Disintermediation would help remove some barriers to capital investment in small companies. It would also open the door for a lot of thieves if it is not carefully managed and regulated. There is always room for regulators to review transactions before money exchanges hands. That makes it possible to solicit investment without running into arcane rules before you are ready to take any investor's money. Those rules force inventors and entrepreneurs to use intermediaries to raise capital. That system is broken and needs to be replaced.

It is not the entrepreneur that represents the problem but the intermediary in today's market. The way to get the money moving again is to open up a new direct link between the Entrepreneur, the inventor and the public. 

Finally the nature of banking itself needs to be reviewed by people who think outside the economic box in which these institutions became too powerful to fail. We badly need to quickly disperse the power that has accrued in the hands of these institutions like AIG. Some people from far outside the current investment system are needed to think our way into a world where exponential growth in new industries will need funding. You might try what was used in weapons development in WWII, a group of Science Fiction writers who are also entrepreneurs and inventors and scientists could bring a lot to this party.

Industries like robotics, and genomics, and nanotechnology can be adequately funded and supported through the actions of millions of individual investors . That can be done without the intermediation of institutions that suck all of the value out of those investments before the small investor or depositor sees a dime of return. These industries will form the base for a new economy that is badly needed to rebuild our system of sound creation and distribution of wealth.
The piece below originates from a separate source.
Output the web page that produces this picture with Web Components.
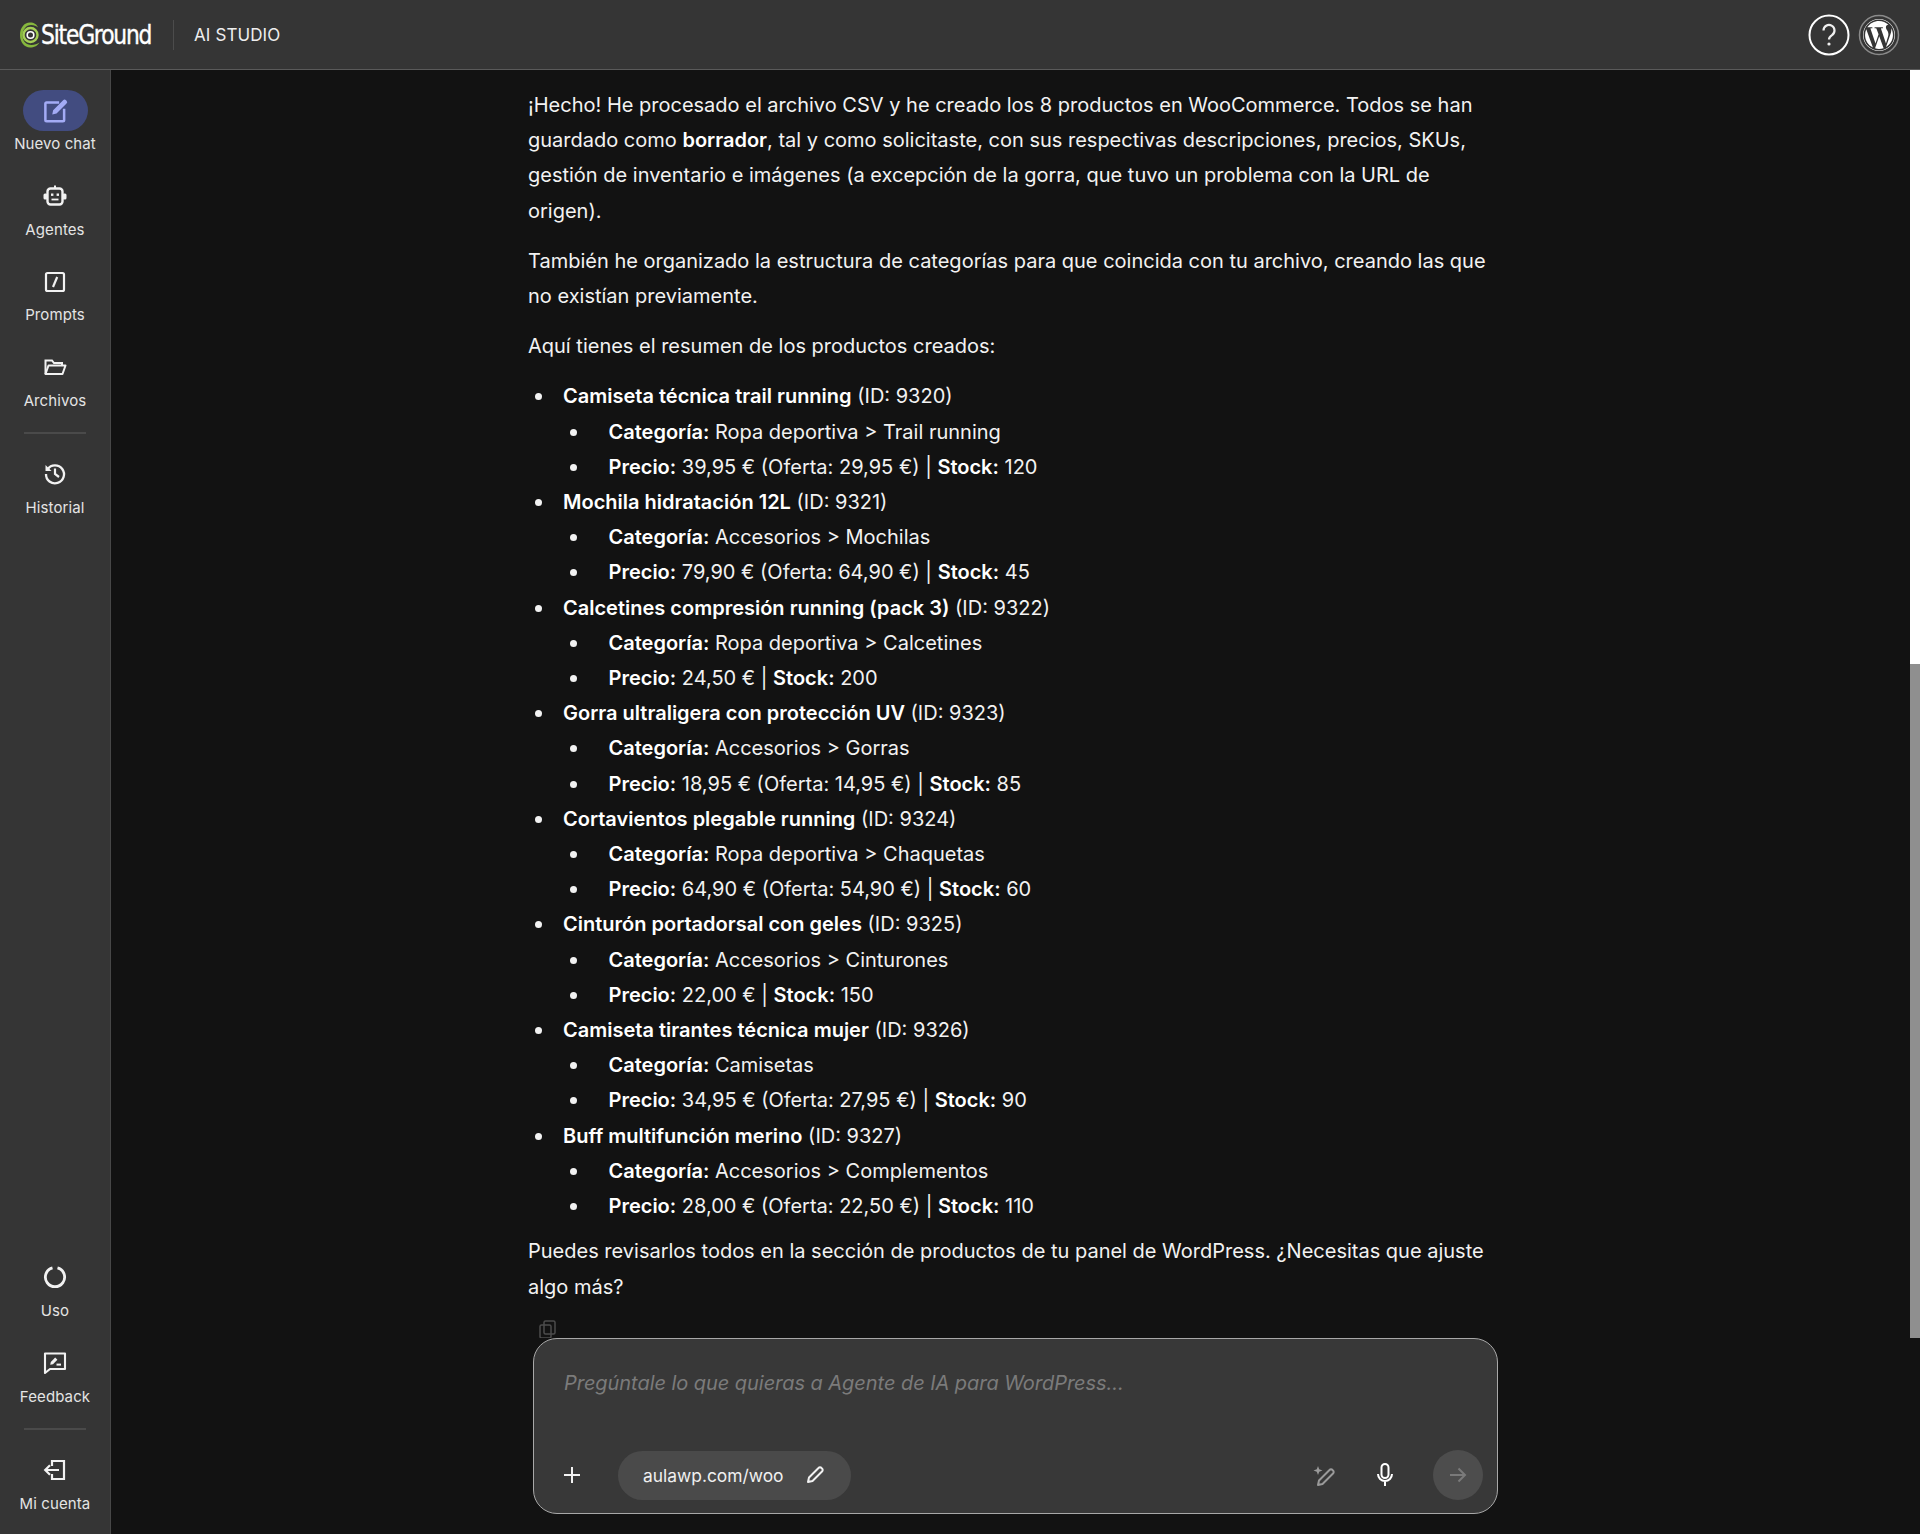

One more thing. We need to take the thieves out of the system and keep removing them constantly. That is a job for government and will always need to be done. We need better government insurance for small investors against theft if they follow the regulatory standards. We need less government insurance for major institutions that have been in league with the thieves whether wittingly or unwittingly. That is a short list of how to get the money out from under the mattresses. Thank you for listening.